Mas VS Aa. Ini bukan soal kontes lintas suku atau Kompetisi tinju atau ajang sejenis lainnya. Setidaknya kejadian dua kali dengan rentang waktu yang lumayan agak jauh. Enggak ada pemenangnya juga kok hehehe....
Biasanya saya suka menyapa seorang laki-laki yang enggak begitu kenal dengan panggilan mas. Entah itu di toko, tempat makan, atau tempat-tempat umum lainnya. Sangat jarang saya menyapa dengan sebutan aa, padahal darah sunda mengalir dengan derasnya dalam nadi saya. Lain cerita kalau orang yang saya itu terlihat sudah senior sekali atau dalam situasi formal, baru deh saya panggil Bapak.
gambar nyalin dari rizalyan.com |
Nah, beberapa waktu lalu, saya mengunjungi pameran buku yang digelar di Land Mark Braga, kira-kira sudah dua tahun yang lalu lah. Ada satu stand yang rutin saya sambangi, dan hampir selalu ada satu-dua buku dari sana yang saya pilih untuk dibawa pulang. Pastinya, dibayar dulu dong hehehe. Nah, ceritanya waktu itu saya mau nanya-nanya sama penjaga stand di sana. Kebetulan, yang posisinya enggak jauh dari saya seorang sales promotion boy, jadilah dengan reflek saya manggil mas.
"Mas, kalau buku ini berapa, ya?"
Eh, bukannya jawab pertanyaan saya, dia malah duluan protes.

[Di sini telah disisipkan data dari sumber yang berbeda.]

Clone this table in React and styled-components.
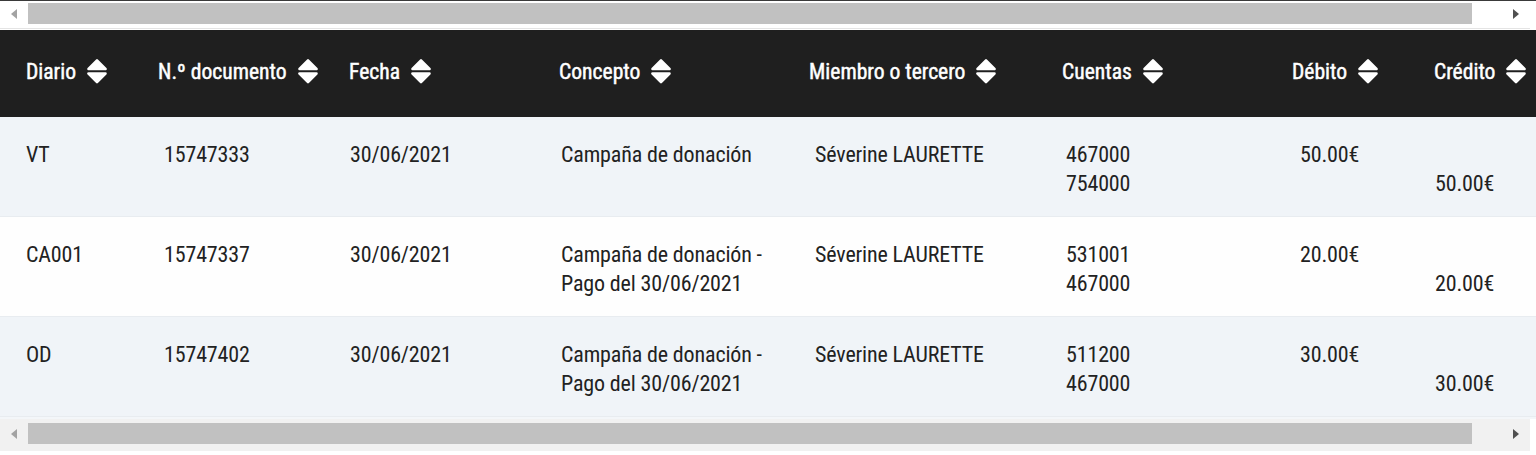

"Duh, jangan panggil saya Mas, dong. saya kan masih muda, Aa aja deh," protesnya.
Glek! Saya tersenyum geli.
Aa? Saya perhatikan dari penampilannya, ya memang sih, masih muda. Belum sampai usia 25an, sekitar usia anak kuliahan lah. Saya nyengir aja denger dia ngmong gitu. Memang sejak kapan ada Mas-mas jadi kakaknya Aa-aa? Coba deh udek-udek di kamus KBBI kayaknya ga bakal nemu, sama halnya dengan kita manggil seseorang Bli, Uda, Abang, Encang atau apalah yang sejenisnya. Lagian masih mending kan, saya enggak manggil emang? Hehehe
Nah, lanjut, ternyata Mas VS Aa ini kejadian lagi waktu saya reunian bareng teman-teman SMP. Setelah selesai makan dan beremeh-temeh alias bernostalgia, kami bersiap-siap untuk pulang. Makanan sudah licin tandas di meja, tinggal bayar tagihan. Menjelang petang, suasana Rumah Makan Sunda yang jadi ajang reunian sudah agak sepi. Para pelayan yang tadinya ramai lalu lalang melayani pembeli mulai surut, entah sibuk berkutat di dapur atau istirahat.
Akhirnya, dari pojok belakang tempat kami ngumpul terlihat seorang pelayan lewat. "Mas, mas, sini dong! Billingnya," seru seorang teman saya.
Entah enggak kedengeran atau dia bermaksud melayani pengunjung lainnya, dia cuek saja jalan terus. Kedua kalinya, pelayan lain tetep acuh.
Insting saya mulai jalan. "Ini rumah makan sunda, kan?" pikir saya. Refleklah saya memanggil pelayan tadi dengan panggilan Aa. "A, sini, Minta billingnya."
Bingo! Dia melirik dan berjalan menghampiri meja kami,
Teman saya yang lain kontan protes, "Ih Efi, kok manggilnya Aa, sih? Kesannya kayak manggil suami gitu!"
Saya nyengir. "Ini kan restoran sunda, ga ada kamus jawa di sini. Liat deh menu sama deskripsinya nya juga ditulis pake bahasa sunda, nah terjemahannya aja pake bahasa Inggris. Bukan bahasa Indonesia,"
Ups, ga bermaksud SARA ya.But anyway, itu yang terjadi. Setelah itu, pelayan tadi datang menghampiri kami dan menyodorkan tagihan.
Nah, sekali lagi. Ternyata panggilan Mas atau Aa itu masih punya efek tersendiri, ya?